No había nadie embelesado ahora: Nada más comenzar el acto, antes de que el concejal de Rexeneración Urbana, Xiao Varela, entrara en harina, una señora de pelo gris con flequillo se había levantado del asiento con la mano el alto y había interrumpido para protestar porque alguien como ella, de los de la Ciudad Vieja de toda la vida, se acababa de enterar de que iba a llevarse a cabo la peatonalización. "No se nos ha enviado una carta, ni nada", denunció. Aquello tenía que haberles dado una pista de por dónde iban los tiros pero, en vez de abreviar, Varela la invitó a esperar al turno de preguntas, habló un rato y le pasó el micrófono a Claudia Delso, la concejala de Participación, que trató de convencerles de que habían contado con toda la ciudadanía para elaborar el plan. Luego le tocó el turno al concejal de Mobilidade, Daniel Díaz Grandío, y luego otra vez Varela. Cada vez que cambiaban a un nuevo orador, la gente se removía, sacándole brillo al asiento. Yo estaba apoyado contra la pared, al lado de una amiga mareante, y podía ver las expresiones de toda una fila de espectadores, que se inclinaban hacia adelante sobre sus muletas y bastones. La Ciudad Vieja hacía honor a su nombre.

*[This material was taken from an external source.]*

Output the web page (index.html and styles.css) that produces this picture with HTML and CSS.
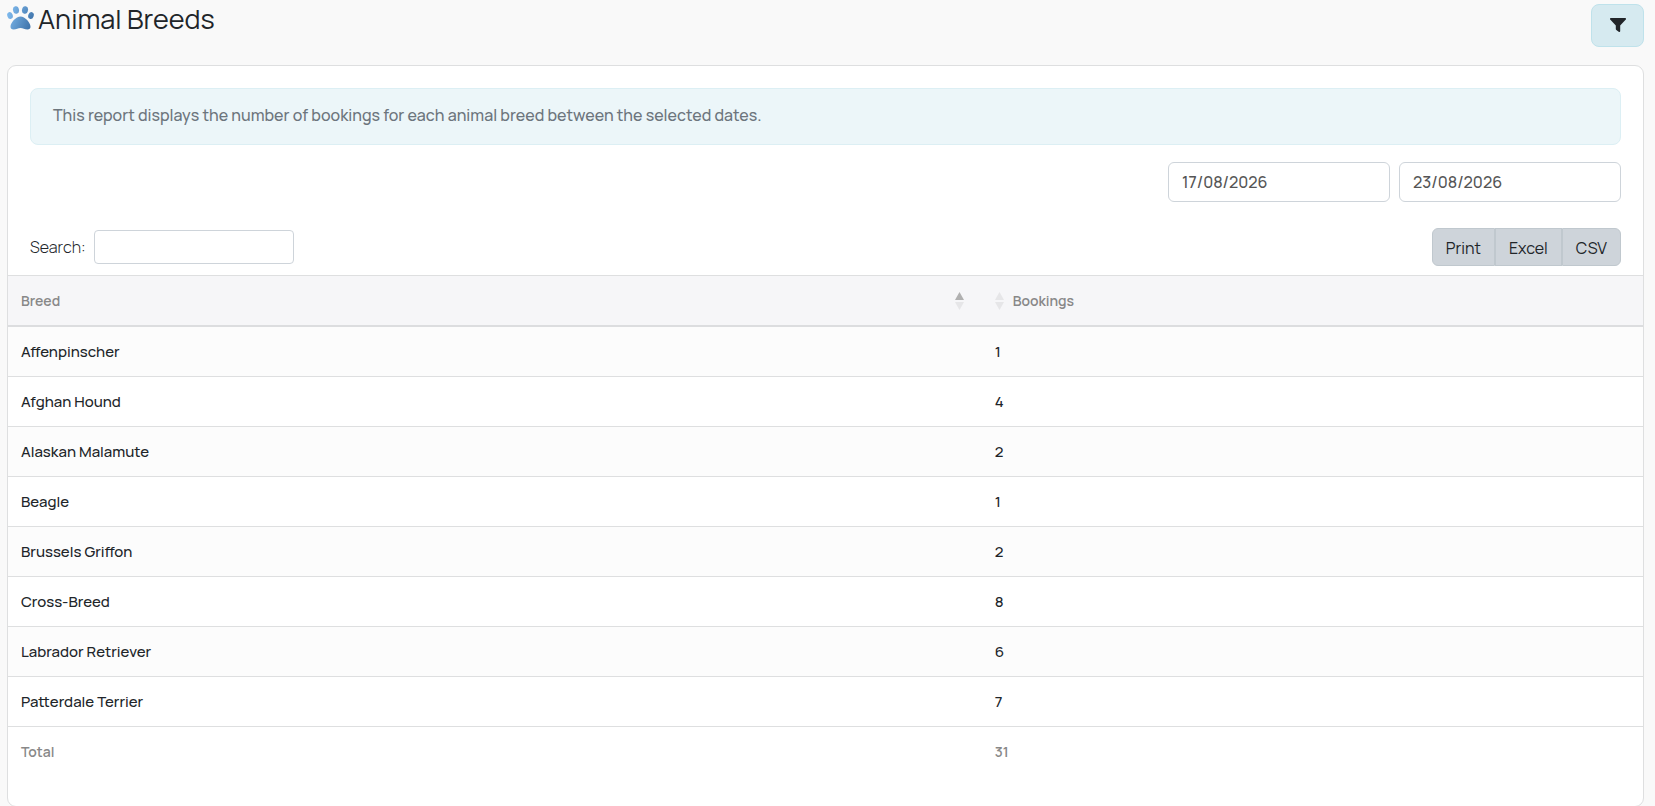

La moderadora era una mujer delgada, de enormes gafas de pasta y pelo lacio que lucía un vestido de tubo negro con rayas horizontales rojas hasta las botas, lo que le daba cierto aire brujeril, como si fuera la madre de Harry Potter. La situación degeneró tan pronto como entregó el micrófono. Una mujer se lanzó a hablar, en tono indignado, sobre el abandono generalizado de la Ciudad Vieja, sobre las denuncias de la calle Cortaduría por el estado del empedrado. La idea es que las preguntas fueran breves para que todo el mundo tuviera su oportunidad de intervenir, pero cuando la moderadora se acercó, la señora le advirtió: "No te voy a devolver el micrófono". Aquello marcó el tono para otro interviniente, un hombre de 31 años, con barba y tupé que resultó ser también de la Ciudad Vieja de toda la vida. Había apuntado todo lo que había dicho los concejales en su móvil y procedió a rebatirlo, punto por punto. "Por favor. Por favor. –respondió, cuando la moderadora intentó retirarle el micrófono- Voy a decir todo lo que quiera. Vosotros habéis hablado y ahora me toca a mí". Ella miró a los concejales, impotente como un niño mago al que le han arrebatado la varita. Si el resto del público no hubiera empezado a protestar a gritos, no habría devuelto el micrófono. En general, todos los vecinos querían plazas de aparcamiento reservadas en A Maestranza, no en el Oceanográfico, donde se las habían asignado el Ayuntamiento, y se quejaban de que los cambios en la circulación harían que la Ciudad Vieja estuviera aún más aislada. Una mujer tomó la palabra para quejarse de los visitantes del casco histórico. "Y ya no digo nada de cuando venga la Feria Medieval, que es una tortura, ahí aparcarán esos perroflautas". Mi amiga abrió la boca sorprendida mientras yo reprimía la risa. Otra mujer recordó que necesitaban usar el coche a diario. "Dijo que todos tenemos piernas, pero no todos podemos ir al trabajo andando. ¡Ojalá!".

Mientras la fe de los mareantes en la participación se ponía a prueba, la mía en que tenía que existir algo mejor que el ser humano se fortalecía. El día anterior había estado justo al lado, en la iglesia de Santo Domingo, en la Función del Voto a la Virgen del Rosario, a la que el alcalde evita asistir por aquello de su laicismo recalcitrante. El exregidor Liaño Flores, en sustitución de Ferreiro, había invocado a la Virgen para que iluminara al alcalde y a sus concejales para que "sin lagunas mentales ni estructurales" consiguiera la mejora de la "Ciudad Alta y Vieja". "¡Confiamos en ti, Virgen del Rosario!", había clamado. Yo había escuchado todo aquello apoyado en una pila de agua bendita, y había deseado cubrir algo mejor que aquello con todas mis fuerzas, y había sido escuchado: los mareantes, que no habían querido ir a misa, pasaban su viacrucis.